I mentioned Rory MacLean’s brilliant book on Berlin last year. This year he was back with a new, and decidedly more bizarre subject. Transnistria is… well it thinks it’s a country, even though the rest of world doesn’t, and doesn’t recognise the fall of the Soviet Union, even though the rest of the world does. This was going to be strange then. We stood for the Transnistria national anthem. The tune was not memorable. And then he took us into this surreal world of a non-country with a president, a range of ministers, many of whom are young, female, and appear to be in a relationship of sorts with the president. Lenin is a frequent appearance in statutes and pictures. And the country is a refuge for former Red Army generals, KGB officials and ammunition dumps which were left over after the Cold War and have since found themselves in conflict zones around the world. It really is a place you wouldn’t believe could exist today, and yet there it is. And you can get there (and back out again) by bus from Moldova, to which Transnistria legally belongs. Tempted?
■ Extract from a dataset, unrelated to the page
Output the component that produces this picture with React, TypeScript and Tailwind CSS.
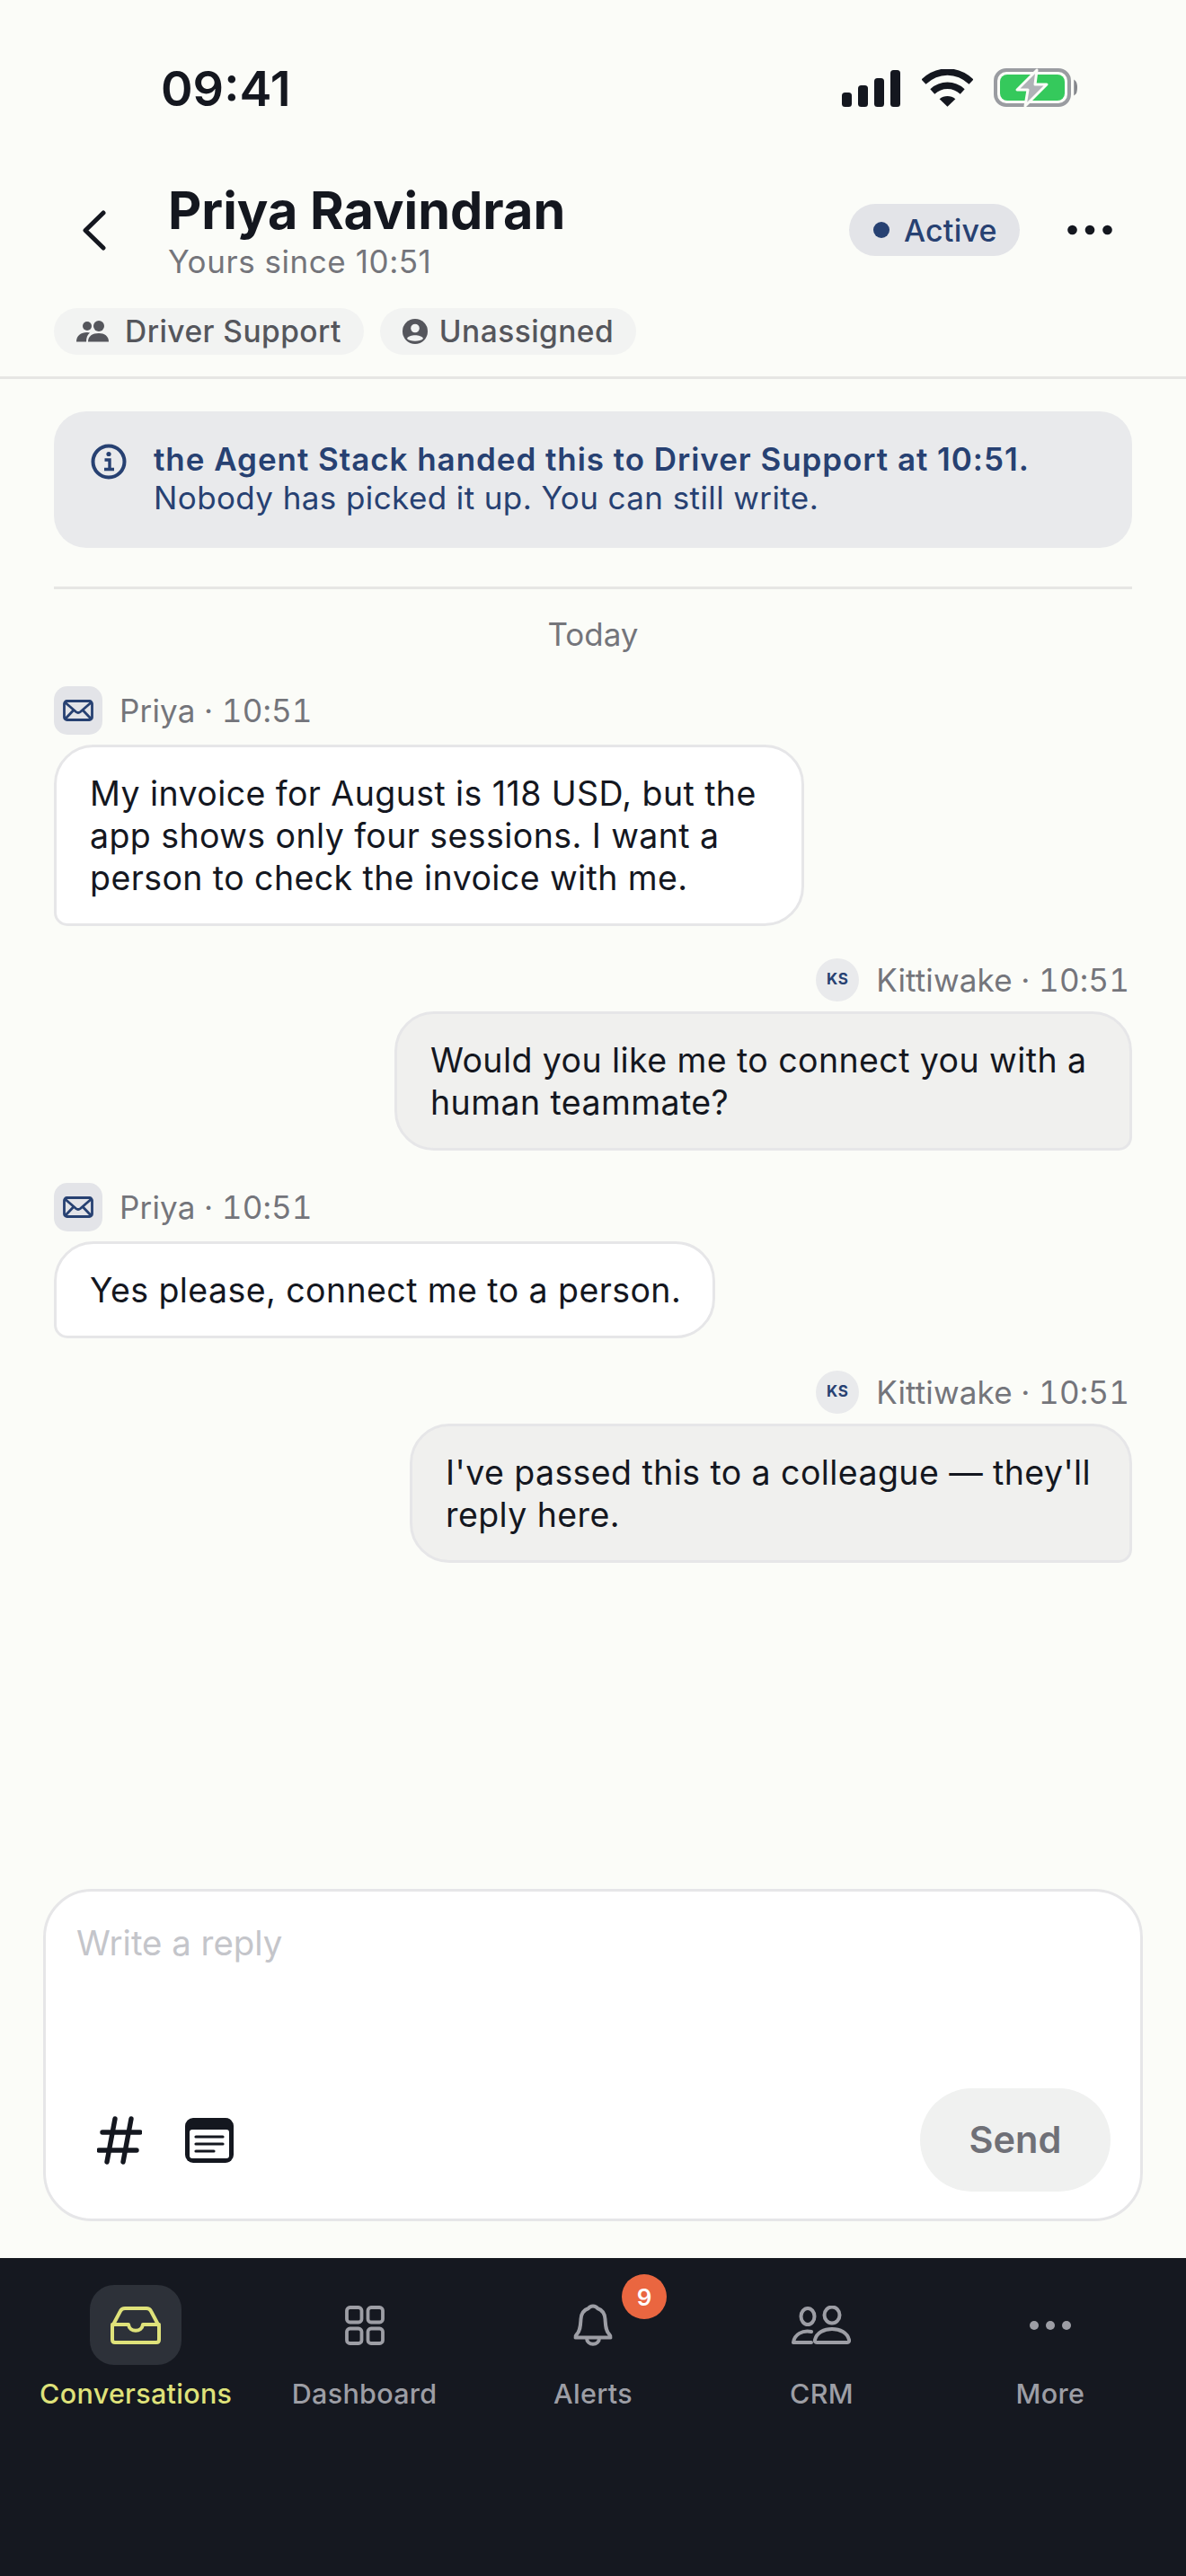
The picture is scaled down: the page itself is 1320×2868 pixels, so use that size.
import React from "react";

const font = { fontFamily: "Inter, 'Liberation Sans', sans-serif" };

function StatusIcons() {
  return (
    <div className="flex items-center">
      <svg width="66" height="42" viewBox="0 0 66 42" className="mr-[23px]" fill="#14171f">
        <rect x="0" y="26" width="11" height="16" rx="3.5" />
        <rect x="18" y="18" width="11" height="24" rx="3.5" />
        <rect x="36" y="10" width="11" height="32" rx="3.5" />
        <rect x="54" y="1" width="11" height="41" rx="3.5" />
      </svg>
      <svg width="57" height="42" viewBox="0 0 58 42" className="mr-[23px]" fill="none">
        <path d="M2 14 C18 -1 40 -1 56 14" stroke="#14171f" strokeWidth="7.5" />
        <path d="M12 25 C22 16 36 16 46 25" stroke="#14171f" strokeWidth="7.5" />
        <path d="M20 33.5 C25 29 33 29 38 33.5 L29 42 Z" fill="#14171f" />
      </svg>
      <svg width="94" height="44" viewBox="0 0 94 44" fill="none">
        <rect x="2" y="2" width="82" height="39" rx="12" stroke="#9a9ca1" strokeWidth="4" />
        <rect x="7" y="7" width="72" height="29" rx="8" fill="#35c95c" />
        <path d="M90 14 C93 16 93 27 90 29 Z" fill="#85878c" stroke="#85878c" strokeWidth="1.5" />
        <path d="M48 2 L26 24 H38 L35 42 L59 18 H46 Z" fill="#b0b2b7" stroke="#fbfcf8" strokeWidth="3" strokeLinejoin="round" />
      </svg>
    </div>
  );
}

function StatusBar() {
  return (
    <div className="flex h-[132px] items-end justify-between pl-[179px] pr-[120px]">
      <span className="mb-[2px] text-[54px] font-semibold leading-[62px] text-[#14171f]">09:41</span>
      <div className="mb-[12px]">
        <StatusIcons />
      </div>
    </div>
  );
}

function Chip({ icon, label }: { icon: React.ReactNode; label: string }) {
  return (
    <div className="flex h-[52px] items-center gap-[15px] rounded-full bg-[#f2f3f2] px-[25px] text-[33.5px] font-medium leading-[52px] tracking-[0.45px] text-[#55565c]">
      {icon}
      <span>{label}</span>
    </div>
  );
}

function Header() {
  return (
    <div className="border-b-[3px] border-[#e6e6e4] pb-[24px]">
      <div className="mt-[58px] flex h-[132px] items-center pr-[82px]">
        <button className="flex w-[187px] pl-[91px]">
          <svg width="27" height="45" viewBox="0 0 27 45" fill="none">
            <path d="M24 3 L4 22.5 L24 42" stroke="#14171f" strokeWidth="5" strokeLinecap="round" strokeLinejoin="round" />
          </svg>
        </button>
        <div className="mt-[3px] flex-1">
          <div className="text-[57.6px] font-bold leading-[68px] text-[#14171f]">Priya Ravindran</div>
          <div className="mt-[-1px] text-[35px] leading-[48px] tracking-[0.55px] text-[#74757b]">Yours since 10:51</div>
        </div>
        <div className="mr-[53px] flex h-[58px] w-[190px] items-center gap-[16px] rounded-full bg-[#e3e4e8] pl-[27px] text-[34px] font-medium tracking-[0.2px] text-[#274172]">
          <span className="h-[18px] w-[18px] rounded-full bg-[#274172]" />
          <span>Active</span>
        </div>
        <svg width="50" height="12" viewBox="0 0 50 12" fill="#14171f">
          <circle cx="5.5" cy="6" r="5.3" />
          <circle cx="25" cy="6" r="5.3" />
          <circle cx="44.5" cy="6" r="5.3" />
        </svg>
      </div>
      <div className="mt-[21px] flex gap-[18px] pl-[60px]">
        <Chip
          label="Driver Support"
          icon={
            <svg width="36" height="24" viewBox="0 0 36 24" fill="#55565c" className="mr-[3px]">
              <circle cx="12" cy="6" r="5" />
              <circle cx="25" cy="6" r="6" />
              <path d="M0 23.5 C0 17 5 13 12 13 C13 13 14 13.2 15 13.6 C12 16 11 19.5 11 23.5 Z" />
              <path d="M13 23.5 C13 17 18 14 25 14 C31 14 36 17 36 23.5 Z" />
            </svg>
          }
        />
        <Chip
          label="Unassigned"
          icon={
            <svg width="28" height="28" viewBox="0 0 28 28" className="mr-[-2px]">
              <circle cx="14" cy="14" r="14" fill="#55565c" />
              <circle cx="14" cy="10.5" r="4.8" fill="#f2f3f2" />
              <path d="M5 22 C7 17 21 17 23 22 C20 25.5 8 25.5 5 22 Z" fill="#f2f3f2" />
            </svg>
          }
        />
      </div>
    </div>
  );
}

function Banner() {
  return (
    <div className="mx-[60px] mt-[36px] flex h-[152px] gap-[30px] rounded-[36px] bg-[#e9eaec] pl-[41px] pt-[32px]">
      <svg width="40" height="40" viewBox="0 0 40 40" fill="none" className="mt-[4px] shrink-0">
        <circle cx="20" cy="20" r="17.5" stroke="#274172" strokeWidth="4" />
        <circle cx="20" cy="11.5" r="2.6" fill="#274172" />
        <path d="M15.5 18 H21 V28 M15 28.5 H26" stroke="#274172" strokeWidth="3.4" />
      </svg>
      <div className="whitespace-nowrap text-[35px] leading-[43px] tracking-[0.4px] text-[#274172]">
        <div className="font-semibold tracking-[0.95px]">the Agent Stack handed this to Driver Support at 10:51.</div>
        <div>Nobody has picked it up. You can still write.</div>
      </div>
    </div>
  );
}

function MailAvatar() {
  return (
    <div className="flex h-[54px] w-[54px] items-center justify-center rounded-[15px] bg-[#e3e4e8]">
      <svg width="34" height="24" viewBox="0 0 34 24" fill="none" stroke="#274172" strokeWidth="2.8" strokeLinejoin="round" strokeLinecap="round">
        <rect x="1.5" y="1.5" width="31" height="21" rx="3" />
        <path d="M3 3.5 L14.5 13.5 Q17 15.5 19.5 13.5 L31 3.5 M3 21 L12 11.5 M31 21 L22 11.5" />
      </svg>
    </div>
  );
}

function KsAvatar() {
  return (
    <div className="flex h-[48px] w-[48px] items-center justify-center rounded-full bg-[#e9eaec] text-[17px] font-bold tracking-[0.5px] text-[#274172]">
      KS
    </div>
  );
}

function Incoming({ text, wide }: { text: React.ReactNode; wide: string }) {
  return (
    <div className="mt-[36px]">
      <div className="flex h-[54px] items-center gap-[19px]">
        <MailAvatar />
        <span className="text-[35px] leading-[48px] tracking-[0.15px] tabular-nums text-[#74757b]">Priya · 10:51</span>
      </div>
      <div className={`mt-[11px] whitespace-nowrap rounded-t-[44px] rounded-br-[44px] rounded-bl-[15px] border-[3px] border-[#e6e6e8] bg-white py-[27.5px] pl-[37px] pr-[38px] text-[37.5px] leading-[47px] tracking-[0.42px] text-[#14171f] ${wide}`}>
        {text}
      </div>
    </div>
  );
}

function Outgoing({ text, wide }: { text: React.ReactNode; wide: string }) {
  return (
    <div className="mt-[36px] flex flex-col items-end">
      <div className="flex h-[48px] items-center gap-[19px] pr-[3px]">
        <KsAvatar />
        <span className="text-[35px] leading-[48px] tracking-[0.15px] tabular-nums text-[#74757b]">Kittiwake · 10:51</span>
      </div>
      <div className={`mt-[11px] whitespace-nowrap rounded-t-[44px] rounded-bl-[44px] rounded-br-[15px] border-[3px] border-[#e6e6e8] bg-[#f0f0ee] px-[37px] py-[27.5px] text-[37.5px] leading-[47px] tracking-[0.42px] text-[#14171f] ${wide}`}>
        {text}
      </div>
    </div>
  );
}

function Thread() {
  return (
    <div className="mx-[60px] mt-[43px] flex-1 border-t-[3px] border-[#e6e6e4]">
      <div className="mb-[-2px] mt-[26px] text-center text-[35px] leading-[48px] text-[#74757b]">Today</div>
      <Incoming
        wide="w-[835px]"
        text={
          <>
            My invoice for August is 118 USD, but the
            <br />
            app shows only four sessions. I want a
            <br />
            person to check the invoice with me.
          </>
        }
      />
      <Outgoing
        wide="w-[821px]"
        text={
          <>
            Would you like me to connect you with a
            <br />
            human teammate?
          </>
        }
      />
      <Incoming wide="w-[736px]" text="Yes please, connect me to a person." />
      <Outgoing
        wide="w-[804px]"
        text={
          <>
            I've passed this to a colleague — they'll
            <br />
            reply here.
          </>
        }
      />
    </div>
  );
}

function Composer() {
  return (
    <div className="mx-[48px] mb-[41px] flex h-[370px] flex-col rounded-[54px] border-[3px] border-[#e6e6e8] bg-white pl-[34px] pr-[33px]">
      <div className="mt-[30px] text-[38.4px] leading-[54px] text-[#c4c5ca]">Write a reply</div>
      <div className="mb-[30px] mt-auto flex items-center justify-between">
        <div className="flex items-center gap-[48px] pl-[23px]">
          <svg width="50" height="54" viewBox="0 0 50 54" fill="none" stroke="#14171f" strokeWidth="5.4" strokeLinecap="round">
            <path d="M20 3 L11 51 M38 3 L29 51 M6 18 H48 M2 38 H44" />
          </svg>
          <svg width="54" height="50" viewBox="0 0 54 50">
            <rect width="54" height="50" rx="9" fill="#14171f" />
            <rect x="5" y="13" width="44" height="32" rx="3" fill="white" />
            <path d="M12 21 H42 M12 29 H42 M12 37 H32" stroke="#14171f" strokeWidth="3.2" strokeLinecap="round" />
          </svg>
        </div>
        <button className="flex h-[115px] w-[212px] items-center justify-center rounded-full bg-[#f0f1f0] text-[41.5px] font-semibold text-[#6f7077]">
          Send
        </button>
      </div>
    </div>
  );
}

function NavItem({ label, active, children, badge }: { label: string; active?: boolean; children: React.ReactNode; badge?: string }) {
  return (
    <div className="flex flex-1 flex-col items-center">
      <div className={`relative flex h-[89px] w-[102px] items-center justify-center rounded-[27px] ${active ? "bg-[#2d3139]" : ""}`}>
        {children}
        {badge && (
          <span className="absolute left-[83px] top-[-12px] flex h-[50px] w-[50px] items-center justify-center rounded-full bg-[#ea6640] text-[26px] font-semibold text-white">
            {badge}
          </span>
        )}
      </div>
      <div className={`mt-[10px] text-[30.5px] font-medium leading-[44px] tracking-[0.3px] ${active ? "text-[#dfe27a]" : "text-[#9d9ea5]"}`}>{label}</div>
    </div>
  );
}

function BottomNav() {
  const g = "#9d9ea5";
  return (
    <div className="flex h-[354px] bg-[#151820] px-[24px] pt-[30px]">
      <NavItem label="Conversations" active>
        <svg width="56" height="42" viewBox="0 0 56 42" fill="none" stroke="#dfe27a" strokeWidth="4" strokeLinejoin="round" strokeLinecap="round">
          <path d="M2 22 L11 5 Q12.5 2 16 2 H40 Q43.5 2 45 5 L54 22 V37 Q54 40 51 40 H5 Q2 40 2 37 Z" />
          <path d="M2 20 H20 C21 29 35 29 36 20 H54" />
        </svg>
      </NavItem>
      <NavItem label="Dashboard">
        <svg width="44" height="44" viewBox="0 0 44 44" fill="none" stroke={g} strokeWidth="3.8">
          <rect x="2" y="2" width="16.5" height="16.5" rx="3.5" />
          <rect x="25.5" y="2" width="16.5" height="16.5" rx="3.5" />
          <rect x="2" y="25.5" width="16.5" height="16.5" rx="3.5" />
          <rect x="25.5" y="25.5" width="16.5" height="16.5" rx="3.5" />
        </svg>
      </NavItem>
      <NavItem label="Alerts" badge="9">
        <svg width="46" height="48" viewBox="0 0 46 48" fill="none" stroke={g} strokeWidth="4" strokeLinejoin="round" strokeLinecap="round">
          <path d="M3.5 37.5 Q3 36 4.5 34.5 C9 30 9 24 9.5 17 C10 9 15 6 18 5 C20 1.5 26 1.5 28 5 C31 6 36 9 36.5 17 C37 24 37 30 41.5 34.5 Q43 36 42.5 37.5 Z" />
          <path d="M16 38 C16 47 30 47 30 38" />
        </svg>
      </NavItem>
      <NavItem label="CRM">
        <svg width="66" height="44" viewBox="0 0 66 44" fill="none" stroke={g} strokeWidth="4" strokeLinecap="round" strokeLinejoin="round">
          <ellipse cx="18" cy="12" rx="7.5" ry="9" />
          <ellipse cx="45" cy="10.5" rx="8.5" ry="9" />
          <path d="M22 29 C12 27 3 32 2 41 H22" />
          <path d="M28 41 Q25.5 41 26 38 C28 30 36 26 45 26 C54 26 62 30 64 38 Q64.5 41 62 41 Z" />
        </svg>
      </NavItem>
      <NavItem label="More">
        <svg width="46" height="12" viewBox="0 0 46 12" fill={g}>
          <circle cx="5" cy="6" r="5" />
          <circle cx="23" cy="6" r="5" />
          <circle cx="41" cy="6" r="5" />
        </svg>
      </NavItem>
    </div>
  );
}

export default function App() {
  return (
    <div className="flex h-[2868px] w-[1320px] flex-col overflow-hidden bg-[#fbfcf8]" style={font}>
      <StatusBar />
      <Header />
      <Banner />
      <Thread />
      <Composer />
      <BottomNav />
    </div>
  );
}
If maths geeks were happy with the Fringe show I went to, translations geeks were in their element at a ‘Translation duel’. We all read translations of books where we don’t know the original language, and the work of translation is itself a skill where there is rarely a right or a wrong answer. Understanding the words of the source language is only part of the task. You also want to reflect the rhythm, the register and the overall sense of the original. And then there is the cultural associations. For example, how would you translate cucumber sandwich – if you’re from the UK, you will have an immediate picture of the type of bread, the cucumber slices, the butter, and probably even the types of event where you might expect to see them. We were given the source text (the author of which was also there), and two translations (both translators were also there). And then they discussed how they had translated the text. Well, the first sentence anyway. That took half an hour. It started with ‘why did you put a comma after “During the day”’? There was none in the original. Progress was really only made by stopping before any conclusions were reached. What amazed me most was that the tent was almost full, I was sure I was in the wrong queue for a while because it stretched back so far and I couldn’t believe anyone else would want to sit through an hour of detailed consideration of how to translate a text. But it’s as much more an art form than a technical exercise.
I translated part of a German novel a few years ago for fun when I was wanting some stimulation. It was by Armin Mueller-Stahl and I was surprised that it hadn’t already appeared in English as he is a well known actor. I wasn’t doing it with a view to it ever being used and certainly didn’t get close to finishing it, but it was good to engage with the detail of the two languages for a while. And it still hasn’t been translated into English. No, I’m not going there…
And there’s still another week of events to go… it’s exhausting!